→ EXERCISE AIM
Quote the listing below in its entirety, omitting every image.

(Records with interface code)
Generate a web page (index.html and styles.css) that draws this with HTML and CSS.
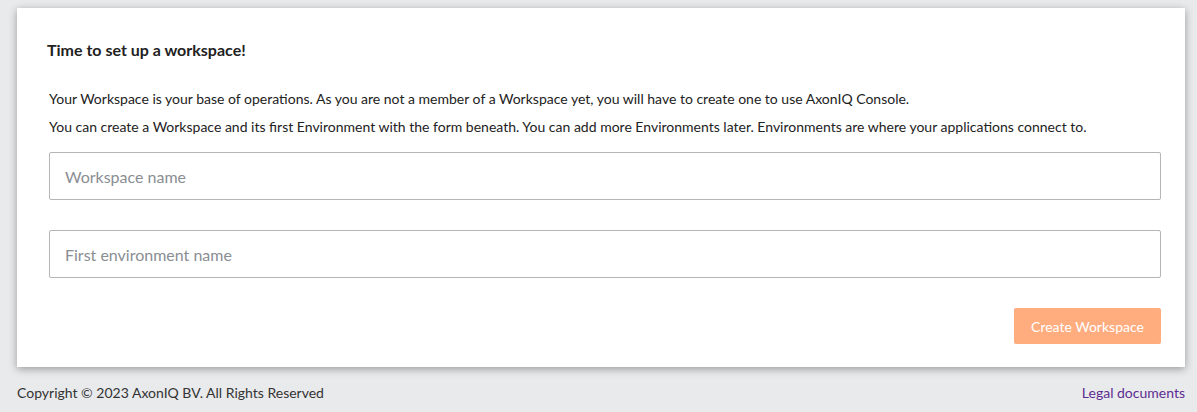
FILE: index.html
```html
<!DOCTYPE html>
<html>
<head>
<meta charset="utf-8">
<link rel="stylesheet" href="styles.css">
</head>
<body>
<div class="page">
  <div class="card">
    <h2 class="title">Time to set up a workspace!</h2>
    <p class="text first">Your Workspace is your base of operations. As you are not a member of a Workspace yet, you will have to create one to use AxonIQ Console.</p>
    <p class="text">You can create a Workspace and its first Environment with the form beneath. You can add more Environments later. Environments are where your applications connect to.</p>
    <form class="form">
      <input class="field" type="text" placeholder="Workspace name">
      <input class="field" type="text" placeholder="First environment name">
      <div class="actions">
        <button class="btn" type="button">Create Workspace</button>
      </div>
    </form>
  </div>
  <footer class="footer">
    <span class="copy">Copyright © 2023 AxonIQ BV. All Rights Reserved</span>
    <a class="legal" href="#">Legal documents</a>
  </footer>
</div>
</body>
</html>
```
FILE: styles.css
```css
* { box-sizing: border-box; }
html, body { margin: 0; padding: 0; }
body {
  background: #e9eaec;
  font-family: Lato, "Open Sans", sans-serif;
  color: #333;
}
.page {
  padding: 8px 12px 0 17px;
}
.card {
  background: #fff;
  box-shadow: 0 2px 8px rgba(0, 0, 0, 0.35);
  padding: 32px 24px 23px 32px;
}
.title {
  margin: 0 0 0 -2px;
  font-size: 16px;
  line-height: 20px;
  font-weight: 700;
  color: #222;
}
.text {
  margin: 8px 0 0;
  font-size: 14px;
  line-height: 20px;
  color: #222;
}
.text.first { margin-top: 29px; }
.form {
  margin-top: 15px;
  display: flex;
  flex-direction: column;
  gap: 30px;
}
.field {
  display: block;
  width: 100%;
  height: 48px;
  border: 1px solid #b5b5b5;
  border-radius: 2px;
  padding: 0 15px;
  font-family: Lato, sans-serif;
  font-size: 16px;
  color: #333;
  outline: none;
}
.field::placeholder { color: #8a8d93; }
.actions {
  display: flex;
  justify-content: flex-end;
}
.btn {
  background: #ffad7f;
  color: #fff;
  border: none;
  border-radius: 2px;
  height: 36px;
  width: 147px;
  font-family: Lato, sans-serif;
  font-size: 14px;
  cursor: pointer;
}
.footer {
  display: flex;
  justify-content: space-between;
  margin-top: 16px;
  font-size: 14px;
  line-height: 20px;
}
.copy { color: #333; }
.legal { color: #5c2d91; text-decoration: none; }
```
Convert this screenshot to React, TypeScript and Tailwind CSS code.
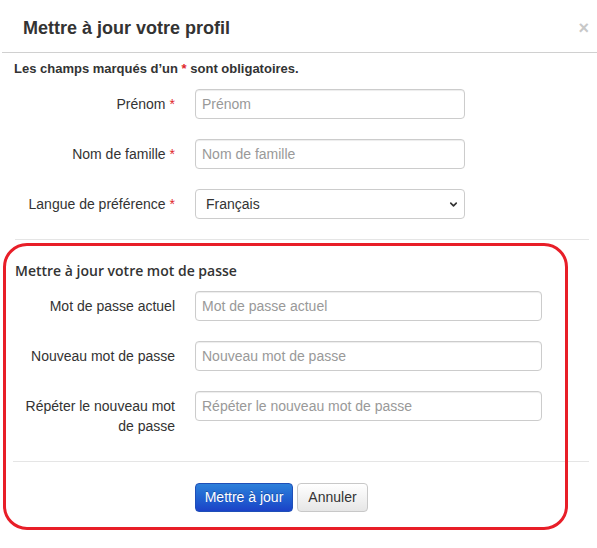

→ RIGHT ANSWER
Generate a web page (index.html and styles.css) that draws this with HTML and CSS.
FILE: index.html
```html
<!DOCTYPE html>
<html>
<head>
<meta charset="utf-8">
<link rel="stylesheet" href="styles.css">
</head>
<body>
<div class="page">
  <div class="card">
    <h2 class="title">Time to set up a workspace!</h2>
    <p class="text first">Your Workspace is your base of operations. As you are not a member of a Workspace yet, you will have to create one to use AxonIQ Console.</p>
    <p class="text">You can create a Workspace and its first Environment with the form beneath. You can add more Environments later. Environments are where your applications connect to.</p>
    <form class="form">
      <input class="field" type="text" placeholder="Workspace name">
      <input class="field" type="text" placeholder="First environment name">
      <div class="actions">
        <button class="btn" type="button">Create Workspace</button>
      </div>
    </form>
  </div>
  <footer class="footer">
    <span class="copy">Copyright © 2023 AxonIQ BV. All Rights Reserved</span>
    <a class="legal" href="#">Legal documents</a>
  </footer>
</div>
</body>
</html>
```
FILE: styles.css
```css
* { box-sizing: border-box; }
html, body { margin: 0; padding: 0; }
body {
  background: #e9eaec;
  font-family: Lato, "Open Sans", sans-serif;
  color: #333;
}
.page {
  padding: 8px 12px 0 17px;
}
.card {
  background: #fff;
  box-shadow: 0 2px 8px rgba(0, 0, 0, 0.35);
  padding: 32px 24px 23px 32px;
}
.title {
  margin: 0 0 0 -2px;
  font-size: 16px;
  line-height: 20px;
  font-weight: 700;
  color: #222;
}
.text {
  margin: 8px 0 0;
  font-size: 14px;
  line-height: 20px;
  color: #222;
}
.text.first { margin-top: 29px; }
.form {
  margin-top: 15px;
  display: flex;
  flex-direction: column;
  gap: 30px;
}
.field {
  display: block;
  width: 100%;
  height: 48px;
  border: 1px solid #b5b5b5;
  border-radius: 2px;
  padding: 0 15px;
  font-family: Lato, sans-serif;
  font-size: 16px;
  color: #333;
  outline: none;
}
.field::placeholder { color: #8a8d93; }
.actions {
  display: flex;
  justify-content: flex-end;
}
.btn {
  background: #ffad7f;
  color: #fff;
  border: none;
  border-radius: 2px;
  height: 36px;
  width: 147px;
  font-family: Lato, sans-serif;
  font-size: 14px;
  cursor: pointer;
}
.footer {
  display: flex;
  justify-content: space-between;
  margin-top: 16px;
  font-size: 14px;
  line-height: 20px;
}
.copy { color: #333; }
.legal { color: #5c2d91; text-decoration: none; }
```
Convert this screenshot to React, TypeScript and Tailwind CSS code.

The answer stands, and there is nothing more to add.